Penalties a lingering issue for Bills

ORCHARD PARK, N.Y. -- Now it's a problem.

What initially might have been chalked up as a preseason fluke -- an excessive number of flags against the Buffalo Bills -- has begun to hold the team back in the regular season.

The Bills were penalized 10 times for 75 yards in Sunday's 23-21 loss, a stark contrast to the four penalties called against the New England Patriots.

"Ten to 4. I think it's hard to overcome especially when offensively you have a young quarterback and you're a young team," head coach Doug Marrone said. "It's not acceptable."

Buffalo was flagged 39 times in four preseason games, and led the NFL with 23 penalties through their first two exhibition contests.
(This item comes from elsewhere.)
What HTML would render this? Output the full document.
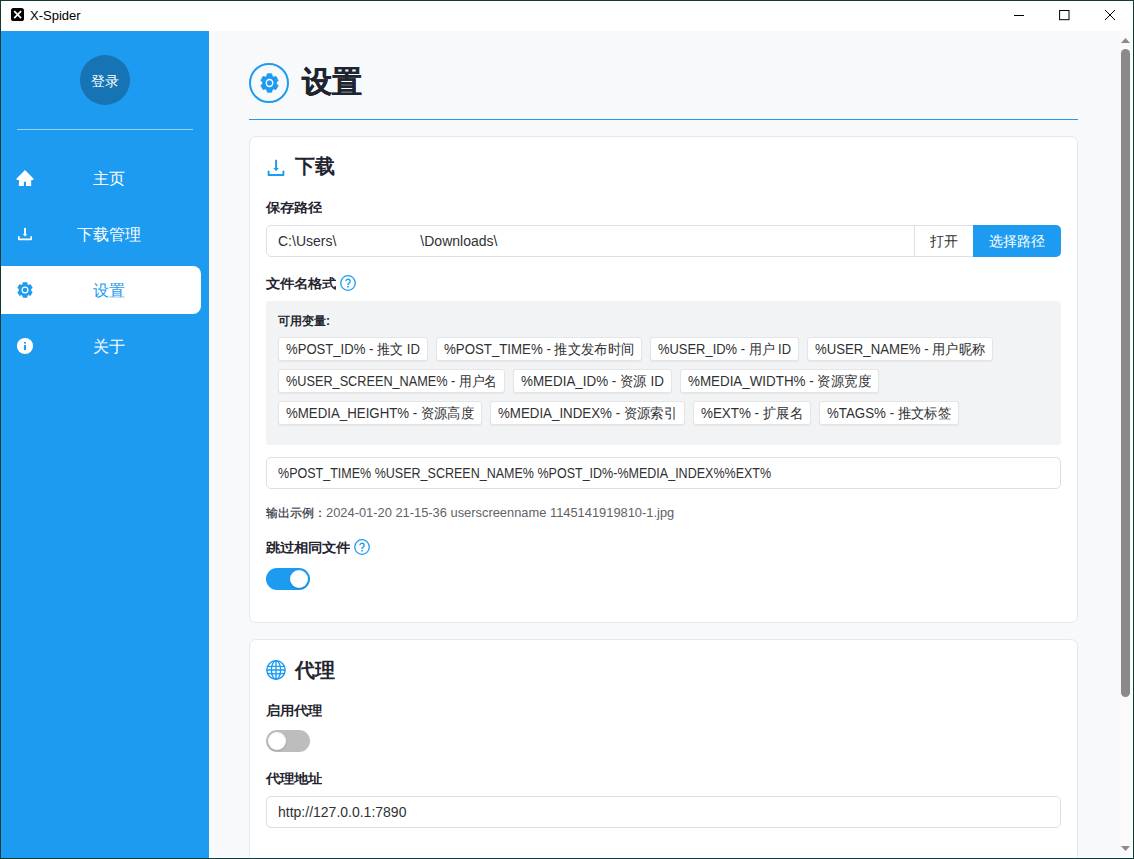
<!DOCTYPE html>
<html><head><meta charset="utf-8">
<style>
*{margin:0;padding:0;box-sizing:border-box}
html,body{width:1134px;height:859px;overflow:hidden;background:#0f3a36;font-family:"Liberation Sans",sans-serif}
.abs{position:absolute}
#win{position:absolute;left:1px;top:1px;width:1132px;height:857px;background:#fff;overflow:hidden}
#title{position:absolute;left:0;top:0;width:1132px;height:30px;background:#fff}
#side{position:absolute;left:0;top:30px;width:208px;height:827px;background:#1d9bf0}
#content{position:absolute;left:208px;top:30px;width:909px;height:826px;background:#f8f9fb}
#sb{position:absolute;left:1117px;top:30px;width:14px;height:826px;background:#fafafa}
.nav{position:absolute;left:0;width:200px;height:48px;color:#fff;font-size:16px}
.nav .t{position:absolute;left:0;width:216px;text-align:center;top:1px;line-height:48px}
.nav svg{position:absolute;left:9px;top:9px}
.nav.active{background:#fff;color:#1d9bf0;border-radius:0 8px 8px 0}
.card{position:absolute;left:248px;width:829px;background:#fff;border:1px solid #e6e8eb;border-radius:7px}
.lbl{position:absolute;font-size:14px;font-weight:bold;color:#1f2530;line-height:16px;margin-top:-1px;transform:scaleY(0.9);transform-origin:0 55%}
.h2{position:absolute;font-size:20px;font-weight:bold;color:#1f2530;line-height:22px;margin-top:-1px}
.inp{position:absolute;left:265px;width:795px;height:32px;background:#fff;border:1px solid #dcdfe3;border-radius:5px;font-size:14px;color:#303133;line-height:30px;padding-left:11px;white-space:nowrap}
.chip{position:absolute;height:24px;background:#fff;border:1px solid #e3e5e8;border-radius:3px;box-shadow:0 1px 1px rgba(0,0,0,0.05);font-size:14px;color:#303133;line-height:22px;white-space:nowrap}
.chip span{position:absolute;left:7px;top:0;transform-origin:0 50%}
.help{position:absolute;width:16px;height:16px}
</style></head><body>
<div id="win">
  <div id="title">
    <div class="abs" style="left:9.6px;top:7.1px;width:13.3px;height:13.4px;background:#000;border-radius:2.6px"></div>
    <svg class="abs" style="left:9.6px;top:7.1px" width="13.3" height="13.4" viewBox="0 0 13.3 13.4"><path d="M3.2 3.2L10.1 10.2M10.1 3.2L3.2 10.2" stroke="#fff" stroke-width="1.7"/></svg>
    <div class="abs" style="left:29px;top:7px;font-size:13px;line-height:16px;color:#000">X-Spider</div>
    <svg class="abs" style="left:1000px;top:0" width="132" height="30" viewBox="0 0 132 30">
      <path d="M13 14.5H23" stroke="#000" stroke-width="1"/>
      <rect x="58.6" y="9.5" width="9.4" height="9.2" fill="none" stroke="#000" stroke-width="1"/>
      <path d="M104 9L114 19M114 9L104 19" stroke="#000" stroke-width="1"/>
    </svg>
  </div>
  <div id="side">
    <div class="abs" style="left:79px;top:24px;width:50px;height:50px;border-radius:50%;background:#1674b4;color:#fff;font-size:14px;text-align:center;line-height:52px">登录</div>
    <div class="abs" style="left:16px;top:98px;width:176px;height:1px;background:rgba(255,255,255,0.55)"></div>
    <div class="nav" style="top:123px"><svg style="top:11px" width="30" height="30" viewBox="0 0 30 30"><path d="M15 4.9L6.6 13.6V14.9H8.9V21H14V16.8H16V21H21.2V14.9H23.4V13.6Z" fill="#fff"/></svg><div class="t">主页</div></div>
    <div class="nav" style="top:179px"><svg style="top:10px" width="30" height="30" viewBox="0 0 30 30"><g fill="#fff"><rect x="14.05" y="7.9" width="1.9" height="6.5"/><path d="M12.8 14H17.2L15 16.4Z"/></g><path d="M8.8 16.7V19.3H21.2V16.7" stroke="#fff" stroke-width="1.65" fill="none" stroke-linecap="round" stroke-linejoin="round"/></svg><div class="t">下载管理</div></div>
    <div class="nav active" style="top:235px"><svg width="30" height="30" viewBox="0 0 30 30"><svg x="7" y="6.8" width="16" height="16.4" viewBox="0 0 20 20" preserveAspectRatio="none"><path d="M7.10 3.19 L7.70 0.78 L12.30 0.78 L12.90 3.19 L14.45 4.08 L16.83 3.40 L19.13 7.38 L17.35 9.11 L17.35 10.89 L19.13 12.62 L16.83 16.60 L14.45 15.92 L12.90 16.81 L12.30 19.22 L7.70 19.22 L7.10 16.81 L5.55 15.92 L3.17 16.60 L0.87 12.62 L2.65 10.89 L2.65 9.11 L0.87 7.38 L3.17 3.40 L5.55 4.08Z" fill="#1d9bf0" stroke="#1d9bf0" stroke-width="0.8" stroke-linejoin="round"/><circle cx="10" cy="10" r="3.6" fill="none" stroke="#fff" stroke-width="1.5"/></svg></svg><div class="t">设置</div></div>
    <div class="nav" style="top:291px"><svg width="30" height="30" viewBox="0 0 30 30"><circle cx="15" cy="15" r="8.1" fill="#fff"/><rect x="14" y="11.1" width="2" height="1.5" fill="#1d9bf0"/><rect x="14" y="14.1" width="2" height="4.9" fill="#1d9bf0"/></svg><div class="t">关于</div></div>
  </div>
  <div id="content"></div>
  <div id="sb">
    <svg class="abs" style="left:0;top:0" width="14" height="826" viewBox="0 0 14 826">
      <path d="M3 12H12L7.5 7Z" fill="#8a8a8a"/>
      <rect x="3" y="18" width="9" height="648" rx="4.5" fill="#8a8a8a"/>
      <path d="M3 815H12L7.5 820Z" fill="#8a8a8a"/>
    </svg>
  </div>

  <!-- header -->
  <div class="abs" style="left:248px;top:62px;width:40px;height:40px;border-radius:50%;border:2px solid #1d9bf0"></div>
  <svg class="abs" style="left:258.6px;top:72px" width="19" height="20" viewBox="0 0 20 20" preserveAspectRatio="none"><path d="M7.10 3.19 L7.70 0.78 L12.30 0.78 L12.90 3.19 L14.45 4.08 L16.83 3.40 L19.13 7.38 L17.35 9.11 L17.35 10.89 L19.13 12.62 L16.83 16.60 L14.45 15.92 L12.90 16.81 L12.30 19.22 L7.70 19.22 L7.10 16.81 L5.55 15.92 L3.17 16.60 L0.87 12.62 L2.65 10.89 L2.65 9.11 L0.87 7.38 L3.17 3.40 L5.55 4.08Z" fill="#1d9bf0" stroke="#1d9bf0" stroke-width="0.8" stroke-linejoin="round"/><circle cx="10" cy="10" r="3.4" fill="none" stroke="#fff" stroke-width="1.5"/></svg>
  <div class="abs" style="left:301px;top:63px;font-size:30px;font-weight:bold;color:#1f2530;line-height:36px;-webkit-text-stroke:0.3px #1f2530">设置</div>
  <div class="abs" style="left:248px;top:118px;width:829px;height:1px;background:#1d9bf0"></div>

  <!-- card 1 -->
  <div class="card" style="top:135px;height:487px"></div>
  <svg class="abs" style="left:261px;top:153px" width="30" height="30" viewBox="0 0 30 30"><g fill="#1d9bf0"><rect x="13.1" y="5.8" width="1.95" height="8.6"/><path d="M11.4 14H16.8L14.1 17.2Z"/></g><path d="M6.6 17.4V20.9H21.4V17.4" stroke="#1d9bf0" stroke-width="1.95" fill="none" stroke-linecap="round" stroke-linejoin="round"/></svg>
  <div class="h2" style="left:294px;top:155px">下载</div>
  <div class="lbl" style="left:265px;top:199px">保存路径</div>
  <div class="inp" style="top:224px;width:650px;border-radius:5px 0 0 5px">C:\Users\<span style="display:inline-block;width:84px"></span>\Downloads\</div>
  <div class="abs" style="left:913px;top:224px;width:60px;height:32px;border:1px solid #dcdfe3;background:#fff;font-size:14px;color:#303133;text-align:center;line-height:30px">打开</div>
  <div class="abs" style="left:972px;top:224px;width:88px;height:32px;background:#1d9bf0;border-radius:0 5px 5px 0;font-size:14px;color:#fff;text-align:center;line-height:32px">选择路径</div>
  <div class="lbl" style="left:265px;top:275px">文件名格式</div>
  <svg class="help" style="left:339px;top:274px" viewBox="0 0 16 16"><circle cx="8" cy="8" r="7.3" fill="none" stroke="#1d9bf0" stroke-width="1.3"/><path d="M5.9 6.3a2.1 2.1 0 1 1 3.2 1.8c-0.7 0.4-1.1 0.8-1.1 1.6v0.3" stroke="#1d9bf0" stroke-width="1.4" fill="none"/><rect x="7.2" y="10.9" width="1.6" height="1.6" fill="#1d9bf0"/></svg>

  <div class="abs" style="left:265px;top:300px;width:795px;height:144px;background:#f2f3f5;border-radius:3px"></div>
  <div class="abs" style="left:277px;top:312px;font-size:12px;font-weight:bold;color:#1f2530;line-height:16px">可用变量:</div>
  <div class="chip" style="left:277px;top:336px;width:150px"><span style="transform:scaleX(0.936)">%POST_ID% - 推文 ID</span></div>
  <div class="chip" style="left:435px;top:336px;width:206px"><span style="transform:scaleX(0.947)">%POST_TIME% - 推文发布时间</span></div>
  <div class="chip" style="left:649px;top:336px;width:149px"><span style="transform:scaleX(0.924)">%USER_ID% - 用户 ID</span></div>
  <div class="chip" style="left:806px;top:336px;width:186px"><span style="transform:scaleX(0.942)">%USER_NAME% - 用户昵称</span></div>
  <div class="chip" style="left:277px;top:368px;width:227px"><span style="transform:scaleX(0.907)">%USER_SCREEN_NAME% - 用户名</span></div>
  <div class="chip" style="left:512px;top:368px;width:159px"><span style="transform:scaleX(0.957)">%MEDIA_ID% - 资源 ID</span></div>
  <div class="chip" style="left:679px;top:368px;width:199px"><span style="transform:scaleX(0.956)">%MEDIA_WIDTH% - 资源宽度</span></div>
  <div class="chip" style="left:277px;top:400px;width:204px"><span style="transform:scaleX(0.948)">%MEDIA_HEIGHT% - 资源高度</span></div>
  <div class="chip" style="left:489px;top:400px;width:195px"><span style="transform:scaleX(0.951)">%MEDIA_INDEX% - 资源索引</span></div>
  <div class="chip" style="left:692px;top:400px;width:118px"><span style="transform:scaleX(0.957)">%EXT% - 扩展名</span></div>
  <div class="chip" style="left:818px;top:400px;width:140px"><span style="transform:scaleX(0.951)">%TAGS% - 推文标签</span></div>

  <div class="inp" style="top:456px"><span style="display:inline-block;transform:scaleX(0.894);transform-origin:0 50%">%POST_TIME% %USER_SCREEN_NAME% %POST_ID%-%MEDIA_INDEX%%EXT%</span></div>
  <div class="abs" style="left:265px;top:504px;font-size:12px;color:#303540;line-height:16px;-webkit-text-stroke:0.2px #303540">输出示例：</div>
  <div class="abs" style="left:325.3px;top:504px;font-size:13px;color:#5f6368;line-height:16px"><span style="display:inline-block;transform:scaleX(0.99);transform-origin:0 50%">2024-01-20 21-15-36 userscreenname 1145141919810-1.jpg</span></div>
  <div class="lbl" style="left:265px;top:539px">跳过相同文件</div>
  <svg class="help" style="left:353px;top:538px" viewBox="0 0 16 16"><circle cx="8" cy="8" r="7.3" fill="none" stroke="#1d9bf0" stroke-width="1.3"/><path d="M5.9 6.3a2.1 2.1 0 1 1 3.2 1.8c-0.7 0.4-1.1 0.8-1.1 1.6v0.3" stroke="#1d9bf0" stroke-width="1.4" fill="none"/><rect x="7.2" y="10.9" width="1.6" height="1.6" fill="#1d9bf0"/></svg>
  <div class="abs" style="left:265px;top:567px;width:44px;height:22px;border-radius:11px;background:#1d9bf0"></div>
  <div class="abs" style="left:289px;top:569px;width:18px;height:18px;border-radius:50%;background:#fff;box-shadow:0 1px 2px rgba(0,0,0,0.15)"></div>

  <!-- card 2 -->
  <div class="card" style="top:638px;height:260px"></div>
  <svg class="abs" style="left:265px;top:659px" width="20" height="20" viewBox="0 0 20 20"><g stroke="#1d9bf0" stroke-width="1.4" fill="none"><circle cx="10" cy="10" r="9.2"/><ellipse cx="10" cy="10" rx="4.6" ry="9.2"/><path d="M10 0.8V19.2M0.8 10H19.2M1.8 6.6Q10 5.6 18.2 6.6M1.8 13.4Q10 14.4 18.2 13.4"/></g></svg>
  <div class="h2" style="left:294px;top:659px">代理</div>
  <div class="lbl" style="left:265px;top:702px">启用代理</div>
  <div class="abs" style="left:265px;top:729px;width:44px;height:22px;border-radius:11px;background:#bdbdbd"></div>
  <div class="abs" style="left:267px;top:731px;width:18px;height:18px;border-radius:50%;background:#fff;box-shadow:0 1px 2px rgba(0,0,0,0.15)"></div>
  <div class="lbl" style="left:265px;top:770px">代理地址</div>
  <div class="inp" style="top:795px">http://127.0.0.1:7890</div>
</div>
</body></html>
At the time, Marrone said it was important to separate unforced errors from simple over-aggressive play, but the former continued into Week 1.

"I think we got caught out on the field with 12 [players on defense] and that's not acceptable," Marrone said. "That's on us as the coaches and it starts with me."

In the first quarter, left tackle Cordy Glenn was called for a 10-yard illegal use of the hands penalty, negating what would have been a 19-yard gain and stalling a drive that later ended in a punt. Another critical penalty came late in the third quarter, when a 15-yard gain and first down was called back on the same infraction by right guard Kraig Urbik, setting up a 3rd-and-11 and another punt.

"That was frustrating," quarterback EJ Manuel said of the number of penalties. "When you have a big first down or big play and then you get it called back, you definitely want to continue to fight those battles. But you kind of shoot yourself in the foot when you do that. As an offense we have to clean those things up."

"The pre-snap penalties, the offsides, the false starts, misalignments, those sorts of things are things that are killing you and you really have to pay close attention," defensive tackle Kyle Williams added.

So how do the Bills fix it? Marrone said its something he and his coaches will have to dig deeper to correct.

"We have officials at every practice. We have to get together as a staff and we've got to figure out a way not to have that," he said. "We have to look at them and evaluate them first."